New Hampshire House refuses to take up gambling bill
Thursday, May 4, 2000 | 3:48 a.m.
CONCORD, N.H. - Gambling supporters bet against the House and lost Thursday in their fight to legalize video poker machines at New Hampshire's four race tracks and at two North Country resorts.
The House voted 250-100 against considering the proposal.
The House voted last year not to consider legalizing video poker until next year. Under House rules, it takes a two-thirds vote to consider the issue this year, but the Senate sent the gambling measure over anyway.
Supporters argued it would fill a $40 million to $65 million budget shortfall created last year when lawmakers enacted a new school financing law but failed to fully fund it.
The shortfall and the fight over paying for schools remains an unresolved issue dividing the House, Senate and Gov. Jeanne Shaheen. Shaheen and the Senate support raising revenues to fill the gap while House Speaker Donna Sytek and most House Republicans favor cutting spending.
The bill would have raised about $198 million. Besides taking care of the shortfall, some money would have been used to cut the statewide property tax rate from $6.60 to $6 per $1,000 of value. It also would have repealed the state's 18 percent inheritance tax.
The original bill that passed the House earlier this year only repealed the inheritance tax. Shaheen and others criticized it for not replacing the $25 million the tax raises every year for state programs.
Gambling supporters attached the gambling measure onto the inheritance tax repeal bill, which is popular in the House, in hopes of getting the package passed. Shaheen, a gambling supporter, said she would sign it since it replaced the inheritance tax revenue loss and dealt with the budget shortfall. Shaheen has asked state agencies to tell her how they would cut spending 3 percent to deal with the shortfall.
Though the House rejected the bill, it isn't dead. The Senate can take it back, strip off the gambling provisions and send the House something else.
House Democratic Leader Peter Burling of Cornish argued unsuccessfully that the House should at least debate whether legalizing gambling would be better than budget cuts to deal with the problem created by the education law.
Burling noted that the House promised last year to fund education at $825 million a year. He said the need to fund the school funding law took precedence over the vote against gambling last year.

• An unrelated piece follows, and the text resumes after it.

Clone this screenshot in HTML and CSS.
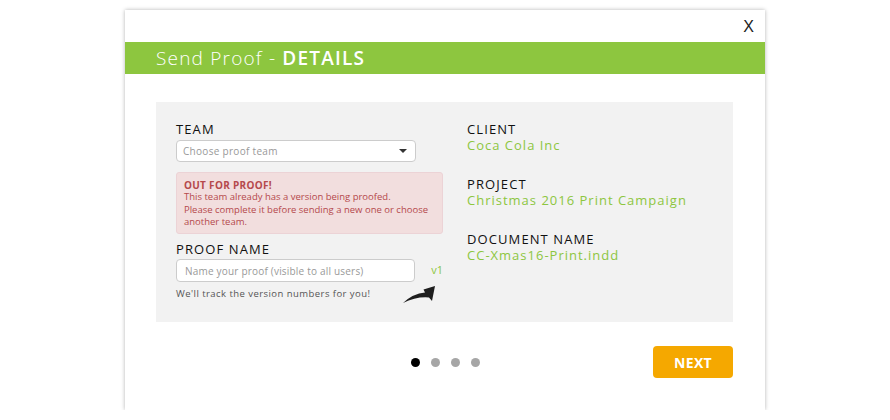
FILE: index.html
```html
<!DOCTYPE html>
<html>
<head>
<meta charset="utf-8">
<link rel="stylesheet" href="styles.css">
</head>
<body>
<div class="modal">
  <div class="topbar"><span class="close">X</span></div>
  <div class="titlebar">Send Proof - <b>DETAILS</b></div>
  <div class="content">
    <div class="panel">
      <div class="col-left">
        <div class="label">TEAM</div>
        <div class="select"><span>Choose proof team</span><span class="caret"></span></div>
        <div class="alert">
          <div class="alert-title">OUT FOR PROOF!</div>
          <div>This team already has a version being proofed.</div>
          <div>Please complete it before sending a new one or choose another team.</div>
        </div>
        <div class="label label-proof">PROOF NAME</div>
        <div class="proof-row">
          <div class="input">Name your proof (visible to all users)</div>
          <span class="version">v1</span>
        </div>
        <div class="helper-row">
          <span class="helper">We'll track the version numbers for you!</span>
          <svg class="arrow" width="34" height="19" viewBox="0 0 34 19"><path d="M1 18 Q11 8.5 23 7.5 L21.5 4.5 L33 1 L30 16 L27 12.5 Q14 11.5 1 18 Z" fill="#1e1e1e"/></svg>
        </div>
      </div>
      <div class="col-right">
        <div class="info"><div class="label">CLIENT</div><div class="value">Coca Cola Inc</div></div>
        <div class="info"><div class="label">PROJECT</div><div class="value">Christmas 2016 Print Campaign</div></div>
        <div class="info"><div class="label">DOCUMENT NAME</div><div class="value">CC-Xmas16-Print.indd</div></div>
      </div>
    </div>
    <div class="footer">
      <div class="dots"><span class="dot active"></span><span class="dot"></span><span class="dot"></span><span class="dot"></span></div>
      <button class="next">NEXT</button>
    </div>
  </div>
</div>
</body>
</html>
```
FILE: styles.css
```css
* { box-sizing: border-box; }
body {
  margin: 0;
  background: #fff;
  font-family: "Open Sans", "Liberation Sans", sans-serif;
  color: #111;
}
.modal {
  margin: 10px 0 0 125px;
  width: 640px;
  height: 400px;
  background: #fff;
  box-shadow: 0 0 4px rgba(0,0,0,0.3);
}
.topbar {
  height: 32px;
  display: flex;
  justify-content: flex-end;
  align-items: center;
  padding: 1px 11px 0 0;
}
.close {
  font-family: "Liberation Sans", sans-serif;
  font-size: 16px;
  color: #222;
}
.titlebar {
  height: 32px;
  background: #8dc63f;
  color: #fff;
  font-size: 19px;
  font-weight: 300;
  line-height: 32px;
  padding-left: 31px;
  letter-spacing: 1.2px;
}
.titlebar b { font-weight: 600; }
.content {
  padding: 28px 32px 0 31px;
}
.panel {
  background: #f2f2f2;
  height: 220px;
  display: flex;
  padding: 19px 20px 0 20px;
}
.col-left { width: 267px; }
.col-right { margin-left: 24px; }
.label {
  font-size: 13px;
  line-height: 16px;
  color: #111;
  letter-spacing: 1.1px;
}
.select {
  margin-top: 3px;
  width: 240px;
  height: 22px;
  background: #fff;
  border: 1px solid #ccc;
  border-radius: 4px;
  display: flex;
  align-items: center;
  justify-content: space-between;
  padding: 0 8px 0 6px;
  font-size: 10px;
  letter-spacing: 0.3px;
  color: #999;
}
.caret {
  width: 0; height: 0;
  border-left: 4px solid transparent;
  border-right: 4px solid transparent;
  border-top: 4px solid #333;
}
.alert {
  margin-top: 10px;
  height: 62px;
  background: #f2dede;
  border: 1px solid #ecd3d6;
  border-radius: 3px;
  padding: 6px 7px;
  font-size: 9.5px;
  line-height: 12.4px;
  color: #b5494c;
}
.alert-title { font-weight: 700; font-size: 10px; letter-spacing: 0.3px; }
.label-proof { margin-top: 7px; }
.proof-row {
  display: flex;
  align-items: center;
  margin-top: 2px;
}
.input {
  width: 240px;
  height: 23px;
  background: #fff;
  border: 1px solid #ccc;
  border-radius: 4px;
  font-size: 10px;
  letter-spacing: 0.2px;
  color: #999;
  padding: 0 8px;
  display: flex;
  align-items: center;
}
.version {
  margin-left: 16px;
  color: #8dc63f;
  font-size: 11px;
  margin-top: -3px;
}
.helper-row {
  display: flex;
  align-items: flex-start;
  margin-top: 5px;
}
.helper {
  font-size: 9.5px;
  letter-spacing: 0.45px;
  color: #555;
  width: 226px;
  line-height: 13px;
}
.arrow { margin-top: -2px; }
.info { margin-bottom: 23px; }
.info .value {
  font-size: 13px;
  line-height: 16px;
  color: #8dc63f;
  letter-spacing: 1px;
}
.footer {
  position: relative;
  height: 80px;
  display: flex;
  align-items: center;
  justify-content: flex-end;
}
.dots {
  position: absolute;
  left: 0; right: 0;
  top: 36px;
  display: flex;
  justify-content: center;
  gap: 11px;
  margin-left: 1px;
}
.dot {
  width: 9px; height: 9px;
  border-radius: 50%;
  background: #a6a6a6;
}
.dot.active { background: #000; }
.next {
  position: relative;
  width: 80px;
  height: 32px;
  background: #f5a800;
  border: none;
  border-radius: 4px;
  color: #fff;
  font-family: "Open Sans", sans-serif;
  font-weight: 700;
  font-size: 14px;
  letter-spacing: 0.3px;
}
```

"This is the last crack we have this term to fulfill that promise," he said.
Others argued the House has consistently rejected gambling and should stand by last year's vote. Rep. Elizabeth Hager, R-Concord, an income tax supporter, said she could not support gambling to pay for schools.
"That is not a choice for me," she said.
Rep. Steve Vaillancourt, I-Manchester, a gambling supporter, urged the House not to consider the bill for a different reason.
"This is not the way to do it. This is a cynical ploy by the Senate to subvert the process we are sent here to uphold," he said.
State Sens. Lou D'Allesandro, D-Manchester, and Arthur Klemm, R-Windham, said it's now up to the House to come up with a plan to cut the statewide property tax rate, eliminate the inheritance tax and take care of the budget shortfall without raising taxes.
They led the fight to attach gambling to the inheritance tax bill in the Senate.
"The Senate provided the House with a viable means of averting imminent budget cuts and reducing taxes for New Hampshire citizens and it is troubling that this plan was stopped at the door," said D'Allesandro.
Pamela Walsh, Shaheen's news secretary, said it was "unfortunate that the House failed to take this opportunity to fill the gap in the school funding plan."